Could dead people help save endangered species? That’s the appropriately ghoulish question asked in the journal Conservation Letters, and the answer, it seems, is yes.
Research led by Mathew Holden of Australia’s ARC Centre of Excellence for Environmental Decisions finds that a funeral rite known as “conservation burial” could potentially raise billions of dollars to fund the protection of habitat and threatened species.
Conservation burial – sometimes called natural burial – involves interring the deceased in ways that do not inhibit the process of decomposition. In effect this means not embalming the body and using a coffin that rapidly breaks down (made of untreated cardboard, for instance).
It is already quite widely practised around the world – subject to country by country regulation. Because it is environmentally benign, conservation burial grounds often double up as meadows and parkland.
Holden and co-author Eve McDonald-Madden, however, propose taking the matter one step further and using conservation burials to provide green spaces specifically geared to the preserving endangered species. The cost differential between traditional and natural burials could also be leveraged to provide funds for habitat management and protection.

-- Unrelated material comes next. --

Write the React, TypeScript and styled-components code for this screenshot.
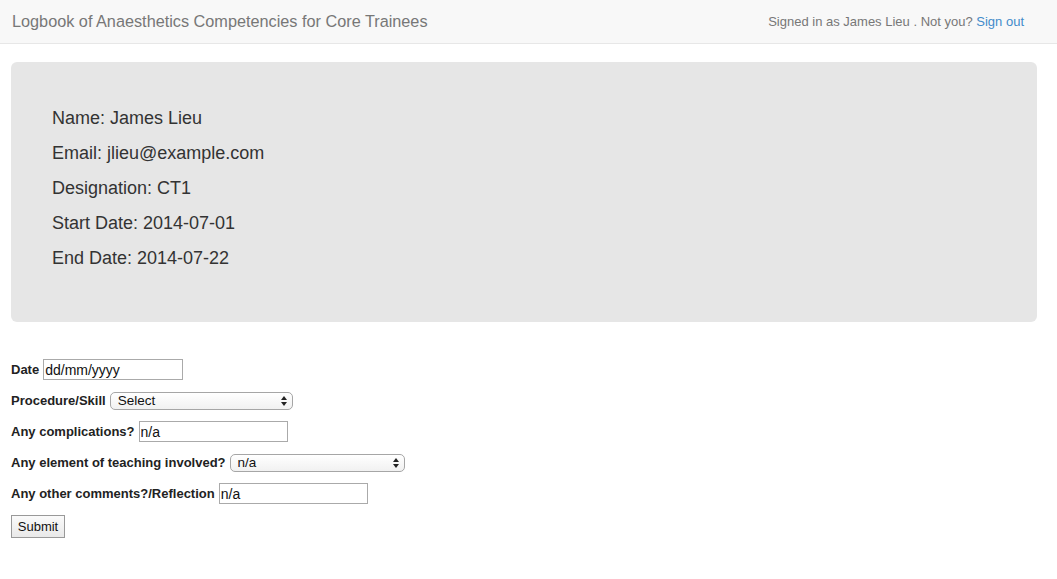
import React from "react";
import styled, { createGlobalStyle } from "styled-components";

const Global = createGlobalStyle`
  html, body { margin: 0; padding: 0; background: #fff; }
  body { font-family: "Liberation Sans", Arial, sans-serif; color: #333; }
`;

const Navbar = styled.nav`
  height: 43px;
  background: #f8f8f8;
  border-bottom: 1px solid #e7e7e7;
  display: flex;
  align-items: center;
  justify-content: space-between;
  padding: 0 33px 0 12px;
`;

const Brand = styled.span`
  font-size: 16.25px;
  color: #777;
`;

const NavText = styled.span`
  font-size: 13px;
  color: #777;
`;

const NavLink = styled.a`
  color: #428bca;
  text-decoration: none;
`;

const Container = styled.div`
  padding: 18px 20px 0 11px;
`;

const Jumbotron = styled.div`
  background: #e6e6e6;
  border-radius: 6px;
  height: 260px;
  box-sizing: border-box;
  padding: 39px 41px;
  display: flex;
  flex-direction: column;
`;

const InfoLine = styled.div`
  font-size: 18px;
  line-height: 35px;
  color: #333;
`;

const Form = styled.form`
  margin-top: 37px;
  display: flex;
  flex-direction: column;
  gap: 10px;
  align-items: flex-start;
`;

const Row = styled.div`
  display: flex;
  align-items: center;
  gap: 4px;
  height: 21px;
`;

const Label = styled.label`
  font-size: 13px;
  font-weight: bold;
  color: #222;
`;

const TextInput = styled.input<{ $w: number }>`
  width: ${(p) => p.$w}px;
  height: 21px;
  box-sizing: border-box;
  border: 1px solid #aaa;
  padding: 0 1px;
  font-family: "Liberation Sans", Arial, sans-serif;
  font-size: 14px;
  color: #111;
  background: #fff;
  outline: none;
`;

const SelectBox = styled.div<{ $w: number }>`
  width: ${(p) => p.$w}px;
  height: 18px;
  box-sizing: border-box;
  border: 1px solid #a6a6a6;
  border-radius: 5px;
  background: linear-gradient(#fff, #f1f1f1);
  display: flex;
  align-items: center;
  justify-content: space-between;
  padding: 0 5px 0 7px;
  font-size: 13.5px;
  color: #111;
`;

const Arrows = styled.svg`
  width: 6px;
  height: 10px;
`;

const SubmitButton = styled.button`
  margin-top: 1px;
  height: 23px;
  width: 54px;
  box-sizing: border-box;
  border: 1px solid #999;
  background: linear-gradient(#fafafa, #e9e9e9);
  font-family: "Liberation Sans", Arial, sans-serif;
  font-size: 13px;
  color: #111;
  padding: 0;
`;

const Select = ({ w, value }: { w: number; value: string }) => (
  <SelectBox $w={w}>
    <span>{value}</span>
    <Arrows viewBox="0 0 6 10">
      <path d="M0 4 L3 0 L6 4 Z M0 6 L3 10 L6 6 Z" fill="#222" />
    </Arrows>
  </SelectBox>
);

export default function App() {
  return (
    <>
      <Global />
      <Navbar>
        <Brand>Logbook of Anaesthetics Competencies for Core Trainees</Brand>
        <NavText>
          Signed in as James Lieu . Not you? <NavLink href="#">Sign out</NavLink>
        </NavText>
      </Navbar>
      <Container>
        <Jumbotron>
          <InfoLine>Name: James Lieu</InfoLine>
          <InfoLine>Email: jlieu@example.com</InfoLine>
          <InfoLine>Designation: CT1</InfoLine>
          <InfoLine>Start Date: 2014-07-01</InfoLine>
          <InfoLine>End Date: 2014-07-22</InfoLine>
        </Jumbotron>
        <Form onSubmit={(e) => e.preventDefault()}>
          <Row>
            <Label>Date</Label>
            <TextInput $w={140} defaultValue="dd/mm/yyyy" />
          </Row>
          <Row>
            <Label>Procedure/Skill</Label>
            <Select w={183} value="Select" />
          </Row>
          <Row>
            <Label>Any complications?</Label>
            <TextInput $w={149} defaultValue="n/a" />
          </Row>
          <Row>
            <Label>Any element of teaching involved?</Label>
            <Select w={175} value="n/a" />
          </Row>
          <Row>
            <Label>Any other comments?/Reflection</Label>
            <TextInput $w={149} defaultValue="n/a" />
          </Row>
          <SubmitButton type="submit">Submit</SubmitButton>
        </Form>
      </Container>
    </>
  );
}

The researchers point out that in the US the average funeral costs $7180. With 2.7 million Americans dying every year, the total annual revenue for the funeral sector is about $19 billion – way more than the $4.8 billion a year the International Union for the Conservation of Nature (IUCN) calculates is needed to protect every endangered species in the world.
A large part of the expense for a traditional funeral lies in embalming ($695) and procuring a coffin ($2,395). Around 45% of dead Americans are embalmed.
“Therefore,” the researchers write, “if all Americans who embalmed their remains purchased a conservation burial instead, US burials could produce $3.8 billion in conservation revenue.”
Timing the release of their research with Hallowe’en – a time when people’s minds naturally turn to the subject of dead things – Holden and McDonald-Madden point out that one’s efforts to improve the Earth should not end just because you do.
They write: “As Halloween, ‘the day of the dead’, approaches, we urge governments, NGOs, and the public to contemplate and celebrate how death can and should support future life on earth. If conservation burials became as commonplace as similar types of after-death charity, such as organ donation, then the biodiversity benefits would be enormous.”